8. Watch for Distractor Answers: Common distractor answers include options that suggest the CCB makes risk acceptance decisions (that's the AO's responsibility), that the CCB can grant ATO (only the AO can do that), or that all changes require CCB approval (standard/routine pre-approved changes may not).
9. Think About Proportionality: Not all changes require the same level of scrutiny. Questions may test whether you can distinguish between standard changes (pre-approved, low risk), normal changes (full CCB review), and emergency changes (expedited process with retroactive review).
10. NIST References: Be familiar with NIST SP 800-37 (RMF), NIST SP 800-128 (Security-Focused Configuration Management), and NIST SP 800-53 (specifically the CM - Configuration Management family of controls). These are the primary frameworks that inform CCB processes in federal and many private-sector environments.
11. Scenario-Based Questions: For scenario-based questions, identify the specific phase of the CCB process being described. Ask yourself: Is this about submitting a change? Performing a security impact analysis? Making a CCB decision? Implementing the change? Verifying the result? This will help you narrow down the correct answer.
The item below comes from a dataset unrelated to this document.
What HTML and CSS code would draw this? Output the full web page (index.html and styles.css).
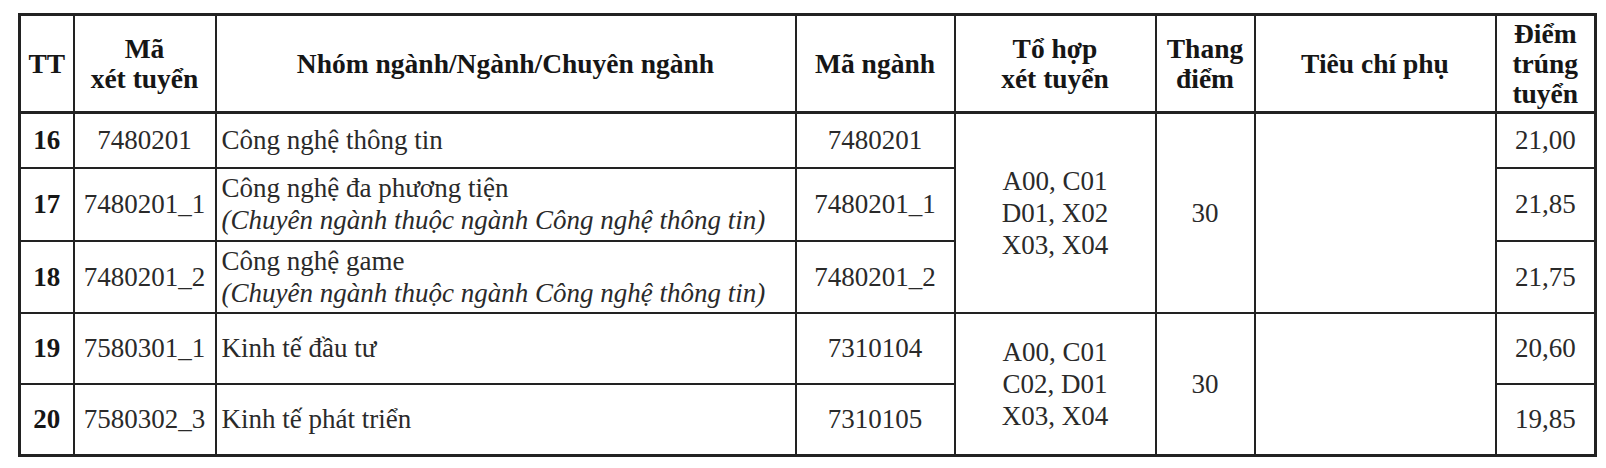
FILE: index.html
```html
<!DOCTYPE html>
<html lang="vi">
<head>
<meta charset="utf-8">
<title>Điểm trúng tuyển</title>
<link rel="stylesheet" href="styles.css">
</head>
<body>
<table class="scores">
  <colgroup>
    <col class="c-tt">
    <col class="c-ma">
    <col class="c-nganh">
    <col class="c-manganh">
    <col class="c-tohop">
    <col class="c-thang">
    <col class="c-tieuchi">
    <col class="c-diem">
  </colgroup>
  <thead>
    <tr class="r-head">
      <th>TT</th>
      <th>Mã<br>xét tuyển</th>
      <th>Nhóm ngành/Ngành/Chuyên ngành</th>
      <th>Mã ngành</th>
      <th>Tổ hợp<br>xét tuyển</th>
      <th>Thang<br>điểm</th>
      <th>Tiêu chí phụ</th>
      <th>Điểm<br>trúng<br>tuyển</th>
    </tr>
  </thead>
  <tbody>
    <tr class="r-16">
      <td class="tt">16</td>
      <td>7480201</td>
      <td class="name">Công nghệ thông tin</td>
      <td>7480201</td>
      <td rowspan="3">A00, C01<br>D01, X02<br>X03, X04</td>
      <td rowspan="3">30</td>
      <td rowspan="3"></td>
      <td>21,00</td>
    </tr>
    <tr class="r-17">
      <td class="tt">17</td>
      <td>7480201_1</td>
      <td class="name">Công nghệ đa phương tiện<br><i>(Chuyên ngành thuộc ngành Công nghệ thông tin)</i></td>
      <td>7480201_1</td>
      <td>21,85</td>
    </tr>
    <tr class="r-18">
      <td class="tt">18</td>
      <td>7480201_2</td>
      <td class="name">Công nghệ game<br><i>(Chuyên ngành thuộc ngành Công nghệ thông tin)</i></td>
      <td>7480201_2</td>
      <td>21,75</td>
    </tr>
    <tr class="r-19">
      <td class="tt">19</td>
      <td>7580301_1</td>
      <td class="name">Kinh tế đầu tư</td>
      <td>7310104</td>
      <td rowspan="2">A00, C01<br>C02, D01<br>X03, X04</td>
      <td rowspan="2">30</td>
      <td rowspan="2"></td>
      <td>20,60</td>
    </tr>
    <tr class="r-20">
      <td class="tt">20</td>
      <td>7580302_3</td>
      <td class="name">Kinh tế phát triển</td>
      <td>7310105</td>
      <td>19,85</td>
    </tr>
  </tbody>
</table>
</body>
</html>
```

FILE: styles.css
```css
html, body {
  margin: 0;
  padding: 0;
  background: #ffffff;
}

body {
  padding: 13px 0 0 18px;
  font-family: "Liberation Serif", "Times New Roman", serif;
  color: #2a2a2a;
}

.scores {
  border-collapse: collapse;
  table-layout: fixed;
  width: 1578px;
  border: 3px solid #222;
}

.c-tt { width: 54px; }
.c-ma { width: 142px; }
.c-nganh { width: 580px; }
.c-manganh { width: 159px; }
.c-tohop { width: 201px; }
.c-thang { width: 99px; }
.c-tieuchi { width: 241px; }
.c-diem { width: 100px; }

.scores th,
.scores td {
  border: 2px solid #222;
  padding: 0;
  text-align: center;
  vertical-align: middle;
  overflow: hidden;
  white-space: nowrap;
}

.scores th {
  font-size: 27.5px;
  font-weight: bold;
  color: #161616;
  line-height: 30px;
  border-bottom-width: 3px;
}

.scores td {
  font-size: 27px;
  font-weight: normal;
  line-height: 32px;
}

.scores td.tt {
  font-weight: bold;
  color: #161616;
}

.scores td.name {
  text-align: left;
  padding-left: 5px;
}

.r-head { height: 98px; }
.r-16 { height: 55px; }
.r-17 { height: 73px; }
.r-18 { height: 72px; }
.r-19 { height: 71px; }
.r-20 { height: 72px; }
```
12. The CCB is Advisory for Security, Authoritative for Changes: While the CCB approves or rejects changes, it does not replace the Authorizing Official's authority over risk acceptance. If a change significantly alters the risk posture, the AO must be informed and may need to make a re-authorization decision. Understand this distinction for exam questions that test the boundary between CCB authority and AO authority.